At Friday, March 16, 2007 9:56:00 pm , Blogger Schütz said...

I'll check out "getreligion". I have thought about this a little more too over the last few days. What you say about the way Cathnews works is not quite accurate, is it?

I mean, I have a newsblog myself for the Commission, called "Ecumenical and Interfaith Newsblog" (http://www.einews.blogspot.com). There I never comment (well, so rarely as to be never), I just cut and paste and acknowledge the source and link to it. I don't include whole articles generally due to space, and everyone can go directly to the source (of which there is only ever one per blog). But when I put the item up, I make it quite clear that I am not the author, nor is the Commission. I name the source, I name the author, I put up the article. I never collate more than one article in each blog, even if they are on the same issue. Naturally, however, I do use the very minimum degree of editorial discretion required to make the choice of what to put on the blog and what not to.

Now, Cathnews editorial discretion goes much further than this. It starts with the fact that they often cobble together several sources into the one article on a given topic. At other times, it adopts the style of saying "it was reported in The Age/Eureka Street etc. that..."

Already, that means that a Cathnews article is a completely new article which reports on other articles rather than simply repeating them.
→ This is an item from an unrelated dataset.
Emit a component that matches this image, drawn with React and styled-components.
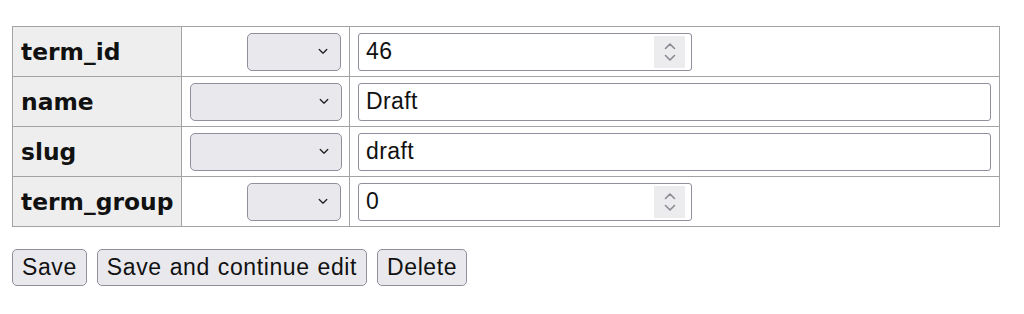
import styled, { createGlobalStyle } from 'styled-components';

const rows = [
  { field: 'term_id', value: '46', kind: 'number' },
  { field: 'name', value: 'Draft', kind: 'text' },
  { field: 'slug', value: 'draft', kind: 'text' },
  { field: 'term_group', value: '0', kind: 'number' },
];

const Chevron = ({ up }) => (
  <svg width="12" height="8" viewBox="0 0 12 8">
    <path
      d={up ? 'M1.5 6.5 L6 2 L10.5 6.5' : 'M1.5 1.5 L6 6 L10.5 1.5'}
      fill="none"
      stroke="currentColor"
      strokeWidth="1.6"
      strokeLinecap="round"
      strokeLinejoin="round"
    />
  </svg>
);

const App = () => {
  return (
    <Page>
      <GlobalStyle />
      <Grid>
        <tbody>
          {rows.map((row) => (
            <tr key={row.field}>
              <Label>{row.field}</Label>
              <OpCell>
                <Select $wide={row.kind === 'text'}>
                  <Caret>
                    <Chevron />
                  </Caret>
                </Select>
              </OpCell>
              <ValueCell>
                <Field $wide={row.kind === 'text'}>
                  <span>{row.value}</span>
                  {row.kind === 'number' && (
                    <Spinner>
                      <Chevron up />
                      <Chevron />
                    </Spinner>
                  )}
                </Field>
              </ValueCell>
            </tr>
          ))}
        </tbody>
      </Grid>
      <Actions>
        <Button>Save</Button>
        <Button>Save and continue edit</Button>
        <Button>Delete</Button>
      </Actions>
    </Page>
  );
};

const GlobalStyle = createGlobalStyle`
  body {
    margin: 0;
    background: #fff;
    font-family: "Liberation Sans", Arial, sans-serif;
  }
`;

const Page = styled.div`
  padding: 26px 12px;
`;

const Grid = styled.table`
  width: 988px;
  table-layout: fixed;
  border-collapse: collapse;
  border: 1px solid #a3a3a3;
`;

const Label = styled.th`
  width: 152px;
  height: 39px;
  padding: 5px 8px;
  border: 1px solid #a3a3a3;
  background: #eeeeee;
  text-align: left;
  white-space: nowrap;
  font-family: "DejaVu Sans", Verdana, sans-serif;
  font-weight: bold;
  font-size: 23.4px;
  color: #111;
`;

const OpCell = styled.td`
  width: 151px;
  padding: 5px 8px;
  border: 1px solid #a3a3a3;
  text-align: right;
`;

const ValueCell = styled.td`
  padding: 5px 8px;
  border: 1px solid #a3a3a3;
`;

const Select = styled.div`
  display: inline-flex;
  align-items: center;
  justify-content: flex-end;
  box-sizing: border-box;
  width: ${(p) => (p.$wide ? '152px' : '94px')};
  height: 38px;
  padding-right: 12px;
  background: #e9e9ed;
  border: 1px solid #8f8f9d;
  border-radius: 5px;
  vertical-align: middle;
`;

const Caret = styled.span`
  display: flex;
  color: #222;
  svg {
    width: 10px;
    height: 7px;
  }
`;

const Field = styled.div`
  display: flex;
  align-items: center;
  justify-content: space-between;
  box-sizing: border-box;
  width: ${(p) => (p.$wide ? '633px' : '334px')};
  height: 38px;
  padding: 0 6px 0 7px;
  border: 1px solid #8f8f9d;
  border-radius: 3px;
  background: #fff;
  font-size: 23px;
  letter-spacing: 0.4px;
  color: #111;
`;

const Spinner = styled.span`
  display: flex;
  flex-direction: column;
  align-items: center;
  justify-content: center;
  gap: 4px;
  width: 31px;
  height: 32px;
  background: #ececef;
  color: #8a8a92;
`;

const Actions = styled.div`
  display: flex;
  gap: 10px;
  margin-top: 22px;
`;

const Button = styled.button`
  height: 37px;
  padding: 0 9px;
  background: #e9e9ed;
  border: 1px solid #8f8f9d;
  border-radius: 5px;
  font-family: "Liberation Sans", Arial, sans-serif;
  font-size: 23px;
  letter-spacing: 0.6px;
  word-spacing: 1px;
  color: #111;
`;

export default App;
And the way in which these articles are introduced (or the angles taken--or even, for that matter which items are chosen for reporting) are all editorial decisions of Cathnews.

So perhaps the decision should be made one way or another: Are we simply going to repeat the news, or are we going to edit it to some greater or lesser degree?

If a lesser degree of editorial activity is chosen, then it should be made clear to Cathnews readers that Cathnews does not vouch for the veracity of the information it conveys.